あと、仕事の事務とか本当にやらなきゃいけないものほどやりたくないことなんだけど、1日5分だけでもやってみると
「今日もやれなかった」
という罪悪感が驚くほど軽減する。なぜなら5分だけでもやってるから。100までやらなきゃいけないとしても、0か100かでなく、5だけ進んでいるということがこんなに気持ちを楽にしてくれるのね~と不思議な気持ちになった。
ジャンルは違えど一人きりで作業のフリーランスなので、そういう点でも参考になる点はたくさん。
私も映画が中学生くらいのころからずっと好きで、ものすごい数を観たのになにも記録していなかったし、忘れてしまったものも多いので、勿体なかったなと思った。もう観られないものも多いんだよね~VHSの時代から見ていたもので…
それから最後の、「ひとりでだってできる」という話がとても響きました。外注しろっていうのは効率を求める文脈の中では言われるけど、自分ひとりでもこんなにやれるよって、孤独に継続している著者にしかできない、勇気づけられるメッセージでした。
またディスカヴァートゥエンティワンの本読んでる。なぜ。
2023年12月9日に立ち読みもせずに購入していたみたいで、先延ばしになってたので読んだ。
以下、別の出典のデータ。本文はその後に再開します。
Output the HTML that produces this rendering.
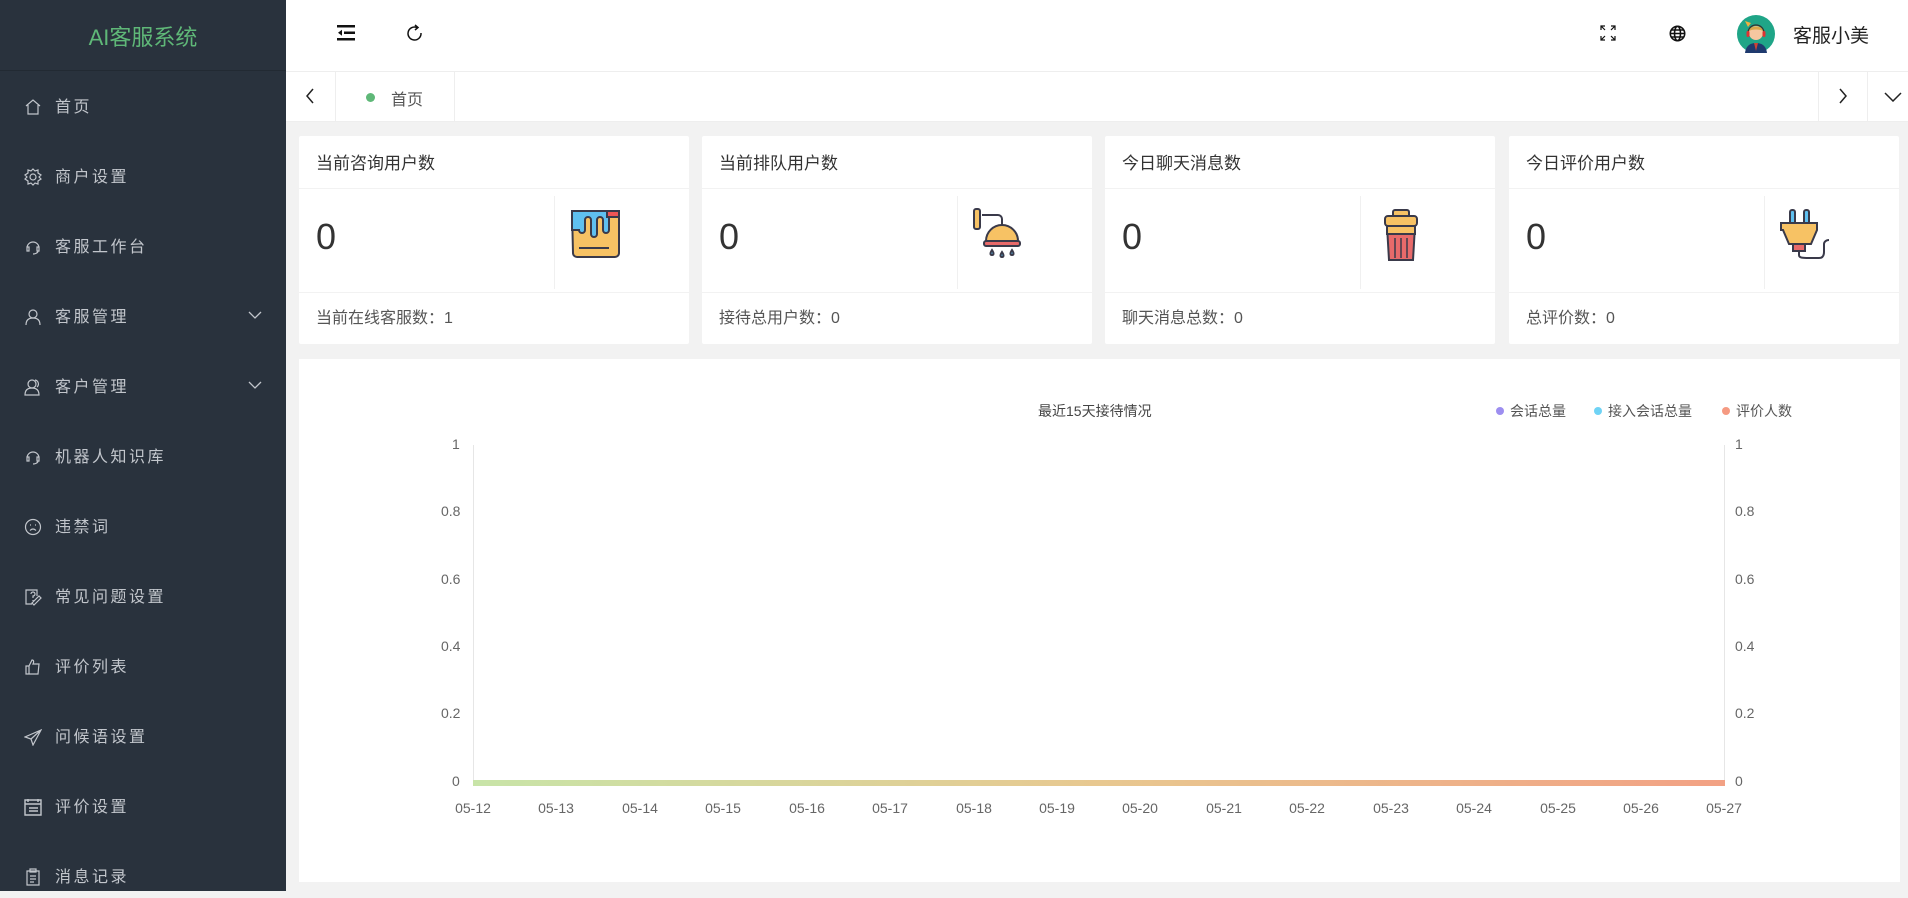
<!DOCTYPE html>
<html><head><meta charset="utf-8"><style>
*{margin:0;padding:0;box-sizing:border-box}
body{width:1908px;height:891px;overflow:hidden;background:#f2f2f2;font-family:"Liberation Sans","Noto Sans CJK SC",sans-serif;position:relative}
.side{position:absolute;left:0;top:0;width:286px;height:891px;background:#29323d}
.logo{height:71px;border-bottom:1px solid #222a33;color:#5fb878;font-size:22px;text-align:center;line-height:76px}
.mi{position:absolute;left:0;width:286px;height:40px;color:#c2c6cc;font-size:16px;letter-spacing:2.5px;line-height:40px}
.mi .t{position:absolute;left:55px;top:2px}
.mi svg{position:absolute;left:24px;top:12px}
.mi .ar{position:absolute;left:248px;top:14px}
.top{position:absolute;left:286px;top:0;right:0;height:72px;background:#fff;border-bottom:1px solid #eee}
.tabs{position:absolute;left:286px;top:72px;right:0;height:50px;background:#fff;border-bottom:1px solid #eee}
.card{position:absolute;top:136px;width:390px;height:208px;background:#fff;border-radius:2px}
.card .h{height:53px;border-bottom:1px solid #f2f2f2;padding-left:17px;line-height:56px;font-size:17px;color:#333}
.card .n{position:absolute;left:17px;top:80px;font-size:36px;color:#333}
.card .dv{position:absolute;left:255px;top:60px;width:1px;height:93px;background:#f0f0f0}
.card .ic{position:absolute;left:270px;top:72px}
.card .f{position:absolute;left:0;right:0;top:156px;border-top:1px solid #f2f2f2;padding-left:17px;line-height:52px;font-size:16px;color:#555}
.chart{position:absolute;left:299px;top:359px;width:1601px;height:523px;background:#fff}
.yl{position:absolute;font-size:14px;color:#666}
.xl{position:absolute;top:800px;font-size:14px;color:#666;width:60px;text-align:center;margin-left:-30px}
</style></head><body>
<div class="side">
<div class="logo">AI客服系统</div>
<div class="mi" style="top:86px"><svg width="18" height="18" viewBox="0 0 18 18" fill="none" stroke="#c2c6cc" stroke-width="1.2"><path d="M2 8L9 2l7 6M4 7v9h10V7"/></svg><span class="t">首页</span></div>
<div class="mi" style="top:156px"><svg width="18" height="18" viewBox="0 0 18 18" fill="none" stroke="#c2c6cc" stroke-width="1.2"><circle cx="9" cy="9" r="3"/><path d="M9 1l2 2 3-1 0 3 3 2-2 2 2 2-3 2 0 3-3-1-2 2-2-2-3 1 0-3-3-2 2-2-2-2 3-2 0-3 3 1z"/></svg><span class="t">商户设置</span></div>
<div class="mi" style="top:226px"><svg width="18" height="18" viewBox="0 0 18 18" fill="none" stroke="#c2c6cc" stroke-width="1.2"><path d="M3 10a6 6 0 0 1 12 0M3 9v4h2V9zM13 9v4h2V9zM14 13c0 2-3 3-5 3"/></svg><span class="t">客服工作台</span></div>
<div class="mi" style="top:296px"><svg width="18" height="18" viewBox="0 0 18 18" fill="none" stroke="#c2c6cc" stroke-width="1.2"><circle cx="9" cy="6" r="4"/><path d="M2 17c0-5 3-7 7-7s7 2 7 7"/></svg><span class="t">客服管理</span><svg class="ar" width="14" height="10" viewBox="0 0 14 10" fill="none" stroke="#c2c6cc" stroke-width="1.3"><path d="M1 2l6 6 6-6"/></svg></div>
<div class="mi" style="top:366px"><svg width="18" height="18" viewBox="0 0 18 18" fill="none" stroke="#c2c6cc" stroke-width="1.2"><circle cx="8" cy="6" r="4"/><path d="M1 17c0-5 3-7 7-7s7 2 7 7zM11 2a4 4 0 0 1 2 7"/></svg><span class="t">客户管理</span><svg class="ar" width="14" height="10" viewBox="0 0 14 10" fill="none" stroke="#c2c6cc" stroke-width="1.3"><path d="M1 2l6 6 6-6"/></svg></div>
<div class="mi" style="top:436px"><svg width="18" height="18" viewBox="0 0 18 18" fill="none" stroke="#c2c6cc" stroke-width="1.2"><path d="M3 10a6 6 0 0 1 12 0M3 9v4h2V9zM13 9v4h2V9zM14 13c0 2-3 3-5 3"/></svg><span class="t">机器人知识库</span></div>
<div class="mi" style="top:506px"><svg width="18" height="18" viewBox="0 0 18 18" fill="none" stroke="#c2c6cc" stroke-width="1.2"><circle cx="9" cy="9" r="7.5"/><path d="M6 12.5c2-2 4-2 6 0M6 7h1M11 7h1"/></svg><span class="t">违禁词</span></div>
<div class="mi" style="top:576px"><svg width="18" height="18" viewBox="0 0 18 18" fill="none" stroke="#c2c6cc" stroke-width="1.2"><path d="M13 8V2H2v14h6M7 6a2 2 0 1 1 2 2v2M9 12v1M10 17l7-7-2-2-7 7z"/></svg><span class="t">常见问题设置</span></div>
<div class="mi" style="top:646px"><svg width="18" height="18" viewBox="0 0 18 18" fill="none" stroke="#c2c6cc" stroke-width="1.2"><path d="M2 8h3v8H2zM5 8l3-6c2 0 2 2 1 4h6l-1 10H5"/></svg><span class="t">评价列表</span></div>
<div class="mi" style="top:716px"><svg width="18" height="18" viewBox="0 0 18 18" fill="none" stroke="#c2c6cc" stroke-width="1.2"><path d="M17 2L1 9l6 2 2 6zM7 11l10-9"/></svg><span class="t">问候语设置</span></div>
<div class="mi" style="top:786px"><svg width="18" height="18" viewBox="0 0 18 18" fill="none" stroke="#c2c6cc" stroke-width="1.4"><path d="M1 2h16v15H1zM1 6h16M5 10h9M5 13h9M4 1v3M14 1v3"/></svg><span class="t">评价设置</span></div>
<div class="mi" style="top:856px"><svg width="18" height="18" viewBox="0 0 18 18" fill="none" stroke="#c2c6cc" stroke-width="1.2"><path d="M3 3h12v14H3zM6 1h6v3H6zM6 8h6M6 11h6M6 14h4"/></svg><span class="t">消息记录</span></div>
</div>

<div class="top">
<svg style="position:absolute;left:51px;top:25px" width="20" height="16" viewBox="0 0 20 16" fill="#111"><rect x="0" y="0" width="18" height="2.5"/><rect x="7" y="6.5" width="11" height="2.5"/><rect x="0" y="13" width="18" height="2.5"/><path d="M1 7.7l4-3v6z"/></svg>
<svg style="position:absolute;left:120px;top:23px" width="18" height="20" viewBox="0 0 18 20" fill="none" stroke="#111" stroke-width="1.5"><path d="M11 4.5A6.5 6.5 0 1 0 15 10"/><path d="M9 2l3 2.5-3 2.5" /></svg>
<svg style="position:absolute;left:1314px;top:25px" width="16" height="16" viewBox="0 0 16 16" fill="none" stroke="#111" stroke-width="1.2"><path d="M1 5V1h4M11 1h4v4M15 11v4h-4M5 15H1v-4M1 1l4 4M15 1l-4 4M15 15l-4-4M1 15l4-4"/></svg>
<svg style="position:absolute;left:1383px;top:25px" width="17" height="17" viewBox="0 0 17 17" fill="none" stroke="#111" stroke-width="1.6"><circle cx="8.5" cy="8.5" r="7.2"/><ellipse cx="8.5" cy="8.5" rx="3" ry="7.2"/><path d="M1.3 8.5h14.4M2.5 5h12M2.5 12h12"/></svg>
<svg style="position:absolute;left:1451px;top:15px" width="38" height="38" viewBox="0 0 38 38"><circle cx="19" cy="19" r="19" fill="#1fa587"/><path d="M8 38c1-8 6-10 11-10s10 2 11 10z" fill="#1e3a6e"/><path d="M17 28h4l-2 8z" fill="#c43"/><circle cx="19" cy="18" r="7" fill="#f5c7a0"/><path d="M12 16c0-6 14-6 14 0c-3-2-11-2-14 0z" fill="#d9a64a"/><path d="M11 18a8 8 0 0 1 16 0" fill="none" stroke="#333" stroke-width="1.3"/><rect x="9.5" y="16" width="3" height="6" rx="1.5" fill="#d33"/><rect x="25.5" y="16" width="3" height="6" rx="1.5" fill="#d33"/><path d="M8 6l6 2-3 4z" fill="#f0b040"/></svg>
<div style="position:absolute;left:1507px;top:21px;font-size:19px;color:#222">客服小美</div>
</div>

<div class="tabs">
<div style="position:absolute;left:0;top:0;width:50px;height:49px;border-right:1px solid #eee"></div>
<svg style="position:absolute;left:19px;top:16px" width="10" height="16" viewBox="0 0 10 16" fill="none" stroke="#222" stroke-width="1.5"><path d="M8 1L2 8l6 7"/></svg>
<div style="position:absolute;left:50px;top:0;width:119px;height:49px;border-right:1px solid #eee"></div>
<div style="position:absolute;left:80px;top:21px;width:9px;height:9px;border-radius:50%;background:#5fb878"></div>
<div style="position:absolute;left:105px;top:14px;font-size:16px;color:#555">首页</div>
<div style="position:absolute;left:1532px;top:0;width:50px;height:49px;border-left:1px solid #eee;border-right:1px solid #eee"></div>
<svg style="position:absolute;left:1552px;top:16px" width="10" height="16" viewBox="0 0 10 16" fill="none" stroke="#222" stroke-width="1.5"><path d="M2 1l6 7-6 7"/></svg>
<svg style="position:absolute;left:1598px;top:20px" width="18" height="10" viewBox="0 0 18 10" fill="none" stroke="#222" stroke-width="1.5"><path d="M1 1l8 8 8-8"/></svg>
</div>

<div class="card" style="left:299px"><div class="h">当前咨询用户数</div><div class="n">0</div><div class="dv"></div>
<svg class="ic" width="52" height="52" viewBox="0 0 52 52" stroke="#3a3a4a" stroke-width="2"><path d="M3 3h47v42a4 4 0 0 1-4 4H8a4 4 0 0 1-4-4z" fill="#f7c264"/><path d="M3 3h47v5H40v14a3 3 0 0 1-6 0v-10a3 3 0 0 0-6 0v14a3 3 0 0 1-6 0V12a3 3 0 0 0-6 0v10a3 3 0 0 1-6 0V22H3z" fill="#5fc0f0"/><rect x="38" y="3" width="12" height="6" fill="#e55"/><path d="M10 40h30" stroke-width="2"/></svg>
<div class="f">当前在线客服数：1</div></div>

<div class="card" style="left:702px"><div class="h">当前排队用户数</div><div class="n">0</div><div class="dv"></div>
<svg class="ic" width="60" height="56" viewBox="0 0 60 56" stroke="#3a3a4a" stroke-width="2"><rect x="2" y="1" width="6" height="20" rx="2" fill="#f7c264"/><path d="M10 7h16a4 4 0 0 1 4 4v6" fill="none"/><path d="M14 33a16 16 0 0 1 32 0z" fill="#f7c264"/><rect x="12" y="33" width="36" height="5" rx="2" fill="#e86a6a"/><path d="M20 42c-2 3-2 5 0 5s2-2 0-5zM30 44c-2 3-2 5 0 5s2-2 0-5zM40 42c-2 3-2 5 0 5s2-2 0-5z" fill="#5fc0f0"/></svg>
<div class="f">接待总用户数：0</div></div>

<div class="card" style="left:1105px"><div class="h">今日聊天消息数</div><div class="n">0</div><div class="dv"></div>
<svg class="ic" width="52" height="56" viewBox="0 0 52 56" stroke="#3a3a4a" stroke-width="2"><rect x="18" y="2" width="16" height="7" rx="2" fill="#f7c264"/><rect x="10" y="8" width="32" height="10" rx="3" fill="#f7c264"/><path d="M12 18h28l-2 34H14z" fill="#e86a6a"/><path d="M12 18h28v8H12z" fill="#f7c264"/><path d="M20 30v20M26 30v20M32 30v20" stroke-width="1.5"/></svg>
<div class="f">聊天消息总数：0</div></div>

<div class="card" style="left:1509px"><div class="h">今日评价用户数</div><div class="n">0</div><div class="dv"></div>
<svg class="ic" width="60" height="56" viewBox="0 0 60 56" stroke="#3a3a4a" stroke-width="2"><rect x="11" y="2" width="5" height="14" rx="2" fill="#5fc0f0"/><rect x="25" y="2" width="5" height="14" rx="2" fill="#5fc0f0"/><path d="M2 15h36v7l-6 14H10L4 22H2z" fill="#f7c264"/><rect x="14" y="36" width="12" height="7" fill="#e86a6a"/><path d="M20 43v4c0 3 4 3 10 3h10c4 0 5-3 5-6v-8c0-2 2-4 5-4" fill="none"/></svg>
<div class="f">总评价数：0</div></div>

<div class="chart"></div>
<div style="position:absolute;left:1038px;top:401px;font-size:14px;color:#444">最近15天接待情况</div>
<div style="position:absolute;left:1496px;top:407px;width:8px;height:8px;border-radius:50%;background:#9d8ef0"></div>
<div style="position:absolute;left:1510px;top:401px;font-size:14px;color:#555">会话总量</div>
<div style="position:absolute;left:1594px;top:407px;width:8px;height:8px;border-radius:50%;background:#6fd3f5"></div>
<div style="position:absolute;left:1608px;top:401px;font-size:14px;color:#555">接入会话总量</div>
<div style="position:absolute;left:1722px;top:407px;width:8px;height:8px;border-radius:50%;background:#f59a82"></div>
<div style="position:absolute;left:1736px;top:401px;font-size:14px;color:#555">评价人数</div>
<div style="position:absolute;left:473px;top:445px;width:1px;height:337px;background:#e6e6e6"></div>
<div style="position:absolute;left:1724px;top:445px;width:1px;height:337px;background:#e6e6e6"></div>
<div style="position:absolute;left:473px;top:780px;width:1252px;height:6px;background:linear-gradient(90deg,#c8e4a8,#e8c890 50%,#f2a184)"></div>
<div class="yl" style="top:436px;left:452px">1</div><div class="yl" style="top:503px;left:441px">0.8</div><div class="yl" style="top:571px;left:441px">0.6</div><div class="yl" style="top:638px;left:441px">0.4</div><div class="yl" style="top:705px;left:441px">0.2</div><div class="yl" style="top:773px;left:452px">0</div>
<div class="yl" style="top:436px;left:1735px">1</div><div class="yl" style="top:503px;left:1735px">0.8</div><div class="yl" style="top:571px;left:1735px">0.6</div><div class="yl" style="top:638px;left:1735px">0.4</div><div class="yl" style="top:705px;left:1735px">0.2</div><div class="yl" style="top:773px;left:1735px">0</div>
<div class="xl" style="left:473px">05-12</div><div class="xl" style="left:556px">05-13</div><div class="xl" style="left:640px">05-14</div><div class="xl" style="left:723px">05-15</div><div class="xl" style="left:807px">05-16</div><div class="xl" style="left:890px">05-17</div><div class="xl" style="left:974px">05-18</div><div class="xl" style="left:1057px">05-19</div><div class="xl" style="left:1140px">05-20</div><div class="xl" style="left:1224px">05-21</div><div class="xl" style="left:1307px">05-22</div><div class="xl" style="left:1391px">05-23</div><div class="xl" style="left:1474px">05-24</div><div class="xl" style="left:1558px">05-25</div><div class="xl" style="left:1641px">05-26</div><div class="xl" style="left:1724px">05-27</div>
</body></html>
なんで買ったのかは覚えてない!もうこのあとは思いつきの買い物は全然してないので、最後にした「思いつきの買い物」だったと思う。12月頭まではそんなことしてたんだなあ。でも結果として良い買い物でした。
これはブックカバーかけて本棚に入れておこうと思ったのでブックカバー買っちゃったのよ。買ってるじゃん!